Although “solid assurances were recorded in the documents of the Conference and notified to all Commonwealth countries” (ibid), no particular sum was specified, which could make it difficult to enforce compliance in future.

Another condition that compromised the noble plan of the new nation’s Government set by the Zimbabwe-Rhodesia delegation at the Conference was that: where land was compulsorily acquired, “The white farmers who were dispossessed should be paid full and fair compensation to be deposited wherever they wanted, in a currency of their choice” (Maruma in “Coming Home”, 2007:6).

According to Sir Ramphal, there was no mention of a contribution on the part of the Zimbabwean Government. 

The Patriotic Front never accepted the responsibility to compensate white farmers in future.

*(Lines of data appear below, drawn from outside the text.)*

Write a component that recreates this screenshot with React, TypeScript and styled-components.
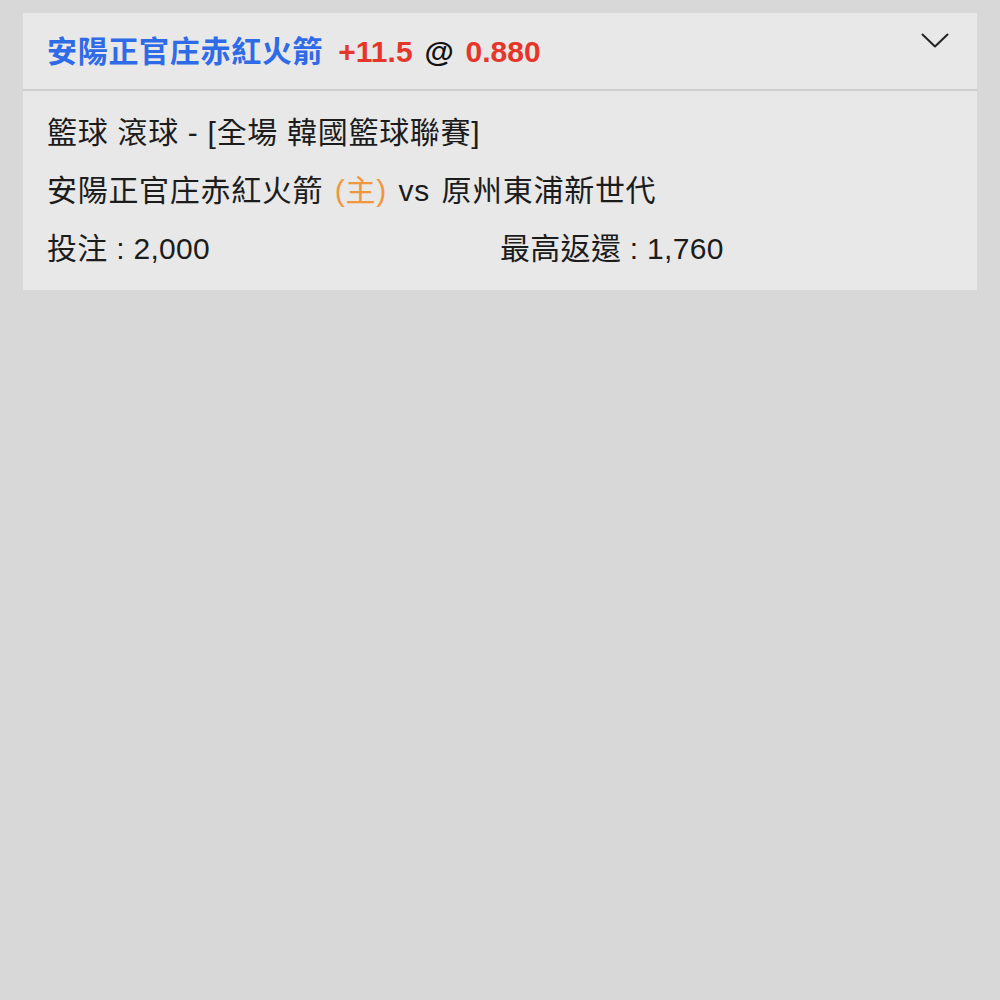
import React from "react";
import styled, { createGlobalStyle } from "styled-components";

const Global = createGlobalStyle`
  html, body { margin: 0; padding: 0; background: #d8d8d8; }
  body { font-family: "Liberation Sans", "Noto Sans CJK TC", sans-serif; }
`;

const Page = styled.div`
  min-height: 1000px;
  padding: 13px 23px 0 23px;
  box-sizing: border-box;
  background: #d8d8d8;
`;

const Card = styled.div`
  background: #e8e8e8;
  display: flex;
  flex-direction: column;
`;

const Header = styled.div`
  height: 78px;
  box-sizing: border-box;
  display: flex;
  align-items: center;
  justify-content: space-between;
  padding: 0 28px 4px 24px;
  border-bottom: 2px solid #cfcfcf;
`;

const Title = styled.div`
  font-size: 30px;
  font-weight: 700;
  display: flex;
  align-items: baseline;
  gap: 15px;
  white-space: nowrap;
`;

const TeamName = styled.span`
  color: #2f6be6;
  letter-spacing: 0.7px;
`;

const Odds = styled.span`
  word-spacing: 3.5px;
`;

const Colored = styled.span<{ $c: string }>`
  color: ${(p) => p.$c};
`;

const ChevronBox = styled.div`
  align-self: flex-start;
  margin-top: 20px;
  display: flex;
`;

const Body = styled.div`
  padding: 13px 24px 12px 24px;
  display: flex;
  flex-direction: column;
`;

const Line = styled.div<{ $ws: number }>`
  font-size: 30px;
  line-height: 58px;
  letter-spacing: 0.7px;
  word-spacing: ${(p) => p.$ws}px;
  color: #1c1c1c;
  white-space: nowrap;
`;

const Grid = styled.div`
  display: grid;
  grid-template-columns: 1fr 1fr;
  font-size: 30px;
  line-height: 58px;
  letter-spacing: 0.3px;
  color: #1c1c1c;
`;

const Chevron = () => (
  <svg width="28" height="16" viewBox="0 0 28 16" fill="none">
    <path d="M1.5 1.5 L14 13.5 L26.5 1.5" stroke="#222" strokeWidth="2" strokeLinecap="round" strokeLinejoin="round" />
  </svg>
);

export default function App() {
  return (
    <>
      <Global />
      <Page>
        <Card>
          <Header>
            <Title>
              <TeamName>安陽正官庄赤紅火箭</TeamName>
              <Odds>
                <Colored $c="#e5362a">+11.5</Colored>{" "}
                <Colored $c="#111">@</Colored>{" "}
                <Colored $c="#e5362a">0.880</Colored>
              </Odds>
            </Title>
            <ChevronBox>
              <Chevron />
            </ChevronBox>
          </Header>
          <Body>
            <Line $ws={0}>籃球 滾球 - [全場 韓國籃球聯賽]</Line>
            <Line $ws={2.5}>
              安陽正官庄赤紅火箭 <Colored $c="#f0963c">(主)</Colored> vs 原州東浦新世代
            </Line>
            <Grid>
              <span>投注 : 2,000</span>
              <span>最高返還 : 1,760</span>
            </Grid>
          </Body>
        </Card>
      </Page>
    </>
  );
}
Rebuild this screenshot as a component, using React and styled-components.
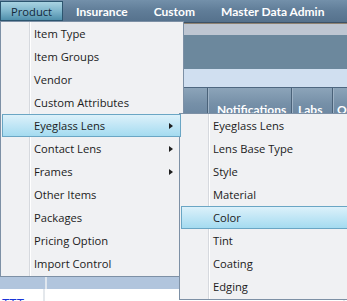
import React from "react";
import styled, {createGlobalStyle} from "styled-components";

const GlobalStyle = createGlobalStyle`
  html, body {
    margin: 0;
    padding: 0;
    width: 347px;
    height: 301px;
    overflow: hidden;
    background: #ffffff;
  }
  #root {
    position: relative;
    width: 347px;
    height: 301px;
    overflow: hidden;
  }
`;

const Page = styled.div`
  display: flex;
  flex-direction: column;
  width: 347px;
  height: 301px;
  font-family: "Open Sans", "Liberation Sans", sans-serif;
`;

const NavBar = styled.nav`
  display: flex;
  align-items: flex-start;
  height: 23px;
  flex-shrink: 0;
  padding-top: 1px;
  box-sizing: border-box;
  background: linear-gradient(#7390aa 0%, #617e99 45%, #55718c 100%);
  border-bottom: 1px solid #3d5268;
  white-space: nowrap;
`;

const NavItem = styled.div`
  display: flex;
  align-items: center;
  height: 20px;
  box-sizing: border-box;
  padding: 0 ${(p) => (p.$active ? 10 : 12)}px 0 ${(p) => (p.$active ? 10 : 12)}px;
  font-family: ${(p) => (p.$active ? '"Open Sans"' : "Lato")}, "Liberation Sans", sans-serif;
  font-size: ${(p) => (p.$active ? "11.2px" : "12px")};
  font-weight: ${(p) => (p.$active ? 400 : 700)};
  color: ${(p) => (p.$active ? "#13283a" : "#ffffff")};
  border: 1px solid ${(p) => (p.$active ? "#2c556f" : "transparent")};
  background: ${(p) =>
    p.$active ? "linear-gradient(#a9d3e2 0%, #7fb6cc 50%, #4f8fab 100%)" : "none"};
`;

const GreyBand = styled.div`
  height: 12px;
  flex-shrink: 0;
  background: #bec6d2;
  border-top: 1px solid #8e8272;
  box-sizing: border-box;
`;

const SlateBand = styled.div`
  height: 34px;
  flex-shrink: 0;
  background: #6c889d;
`;

const InfoBand = styled.div`
  height: 18px;
  flex-shrink: 0;
  background: #d0dff0;
`;

const HeaderRow = styled.div`
  display: flex;
  height: 32px;
  flex-shrink: 0;
  background: linear-gradient(#8ca4b9 0%, #7690a8 50%, #6a859f 100%);
  border-top: 1px solid #4e6780;
  box-sizing: border-box;
`;

const HeaderCell = styled.div`
  width: ${(p) => p.$w}px;
  flex-shrink: 0;
  box-sizing: border-box;
  padding: 14px 0 0 ${(p) => p.$pad || 9}px;
  border-right: 1px solid #4a6279;
  box-shadow: inset 1px 0 0 #9fb3c6;
  font-family: Lato, "Liberation Sans", sans-serif;
  font-size: 12px;
  font-weight: 700;
  color: #ffffff;
  white-space: nowrap;
  overflow: hidden;
`;

const Filler = styled.div`
  height: 157px;
  flex-shrink: 0;
  background: #ffffff;
`;

const GridHead = styled.div`
  display: flex;
  height: 13px;
  flex-shrink: 0;
  background: #b1c5dd;
`;

const GridCell = styled.div`
  width: ${(p) => p.$w}px;
  flex-shrink: 0;
  border-right: 2px solid #dfe6ee;
`;

const LinkLine = styled.div`
  width: 22px;
  height: 1px;
  background: #2342d6;
`;

const GridRow = styled.div`
  display: flex;
  flex: 1;
  background: #ffffff;
`;

const RowCell = styled.div`
  width: ${(p) => p.$w}px;
  flex-shrink: 0;
  border-right: 2px solid #e4e8ec;
  padding: 8px 0 0 2px;
  box-sizing: border-box;
  font-family: "Liberation Sans", sans-serif;
  font-size: 12px;
  line-height: 14px;
  color: #1a35d8;
  white-space: nowrap;
  overflow: hidden;
`;

const Menu = styled.div`
  position: absolute;
  left: ${(p) => p.$x}px;
  top: ${(p) => p.$y}px;
  width: ${(p) => p.$w}px;
  box-sizing: border-box;
  display: flex;
  flex-direction: column;
  padding: 0 0 1px;
  background: #f0f1f3;
  border: 1px solid #7d90a5;
  font-family: "Open Sans", "Liberation Sans", sans-serif;
  font-size: 11.2px;
  color: #1b1b1b;
  &::before {
    content: "";
    position: absolute;
    top: 0;
    bottom: 0;
    left: 28px;
    width: 1px;
    background: #d6d9de;
    box-shadow: 1px 0 0 #ffffff;
  }
`;

const MenuItem = styled.div`
  position: relative;
  z-index: 1;
  display: flex;
  align-items: center;
  justify-content: space-between;
  height: 23px;
  box-sizing: border-box;
  margin: 0 ${(p) => p.$mr || 0}px 0 1px;
  padding: 0 7px 0 31px;
  border: 1px solid ${(p) => (p.$active ? "#6aa6c4" : "transparent")};
  background: ${(p) =>
    p.$active ? "linear-gradient(#dcf1fa 0%, #c3e7f6 45%, #a4dbf0 100%)" : "transparent"};
  white-space: nowrap;
`;

const Arrow = styled.span`
  width: 0;
  height: 0;
  border-top: 3px solid transparent;
  border-bottom: 3px solid transparent;
  border-left: 4px solid #1e1e1e;
`;

const productItems = [
  {label: "Item Type"},
  {label: "Item Groups"},
  {label: "Vendor"},
  {label: "Custom Attributes"},
  {label: "Eyeglass Lens", sub: true, active: true},
  {label: "Contact Lens", sub: true},
  {label: "Frames", sub: true},
  {label: "Other Items"},
  {label: "Packages"},
  {label: "Pricing Option"},
  {label: "Import Control"},
];

const lensItems = [
  "Eyeglass Lens",
  "Lens Base Type",
  "Style",
  "Material",
  "Color",
  "Tint",
  "Coating",
  "Edging",
];

const App = () => {
  return (
    <>
      <GlobalStyle />
      <Page>
        <NavBar>
          <NavItem $active>Product</NavItem>
          <NavItem>Insurance</NavItem>
          <NavItem>Custom</NavItem>
          <NavItem>Master Data Admin</NavItem>
          <NavItem>Tools</NavItem>
        </NavBar>
        <GreyBand />
        <SlateBand />
        <InfoBand />
        <HeaderRow>
          <HeaderCell $w={208} />
          <HeaderCell $w={84}>Notifications</HeaderCell>
          <HeaderCell $w={41} $pad={6}>Labs</HeaderCell>
          <HeaderCell $w={60} $pad={4}>Orders</HeaderCell>
        </HeaderRow>
        <Filler />
        <GridHead>
          <GridCell $w={45}>
            <LinkLine />
          </GridCell>
          <GridCell $w={300} />
        </GridHead>
        <GridRow>
          <RowCell $w={45}>TTT</RowCell>
          <RowCell $w={300} />
        </GridRow>
      </Page>

      <Menu $x={0} $y={21} $w={184}>
        {productItems.map((it) => (
          <MenuItem key={it.label} $active={it.active} $mr={2}>
            <span>{it.label}</span>
            {it.sub && <Arrow />}
          </MenuItem>
        ))}
      </Menu>

      <Menu $x={179} $y={113} $w={190}>
        {lensItems.map((label) => (
          <MenuItem key={label} $active={label === "Color"}>
            <span>{label}</span>
          </MenuItem>
        ))}
      </Menu>
    </>
  );
};

export default App;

It should be noted here that the British, the Americans and their Rhodesian kin and kith did not believe that the Patriotic Front would win the historic 1980 elections.

They were banking on Muzorewa.

The Lancaster House Agreement, therefore, was built on deception, meant to uphold entrenched European values at the expense of Africans in an attempt to forestall progress on the land question.

It was only a matter of time for the British to show their true colours; supremacist hypocrites of the highest order.

Around the late 1990s, the colonial agenda in place since 1890 started rearing its ugly head. Everything to do with upsetting the status quo on land ownership was shot down.

It is worth noting that Claire Short’s letter on behalf of the United Kingdom repudiating responsibility to their own historical blunders, claiming that she was “Irish”, and were also “colonised and not colonisers”, was “an inimitable mixture of shamelessness and sanctimony” (Nathaniel Manheru in New African: 2007/2008:27).

Denying responsibility was meant to create fertile grounds for rebuke on the post-2000 Fast Track Land Reform Programme. 

However, against all odds the Government of Zimbabwe embarked on the journey to open up opportunities for citizens through land ownership.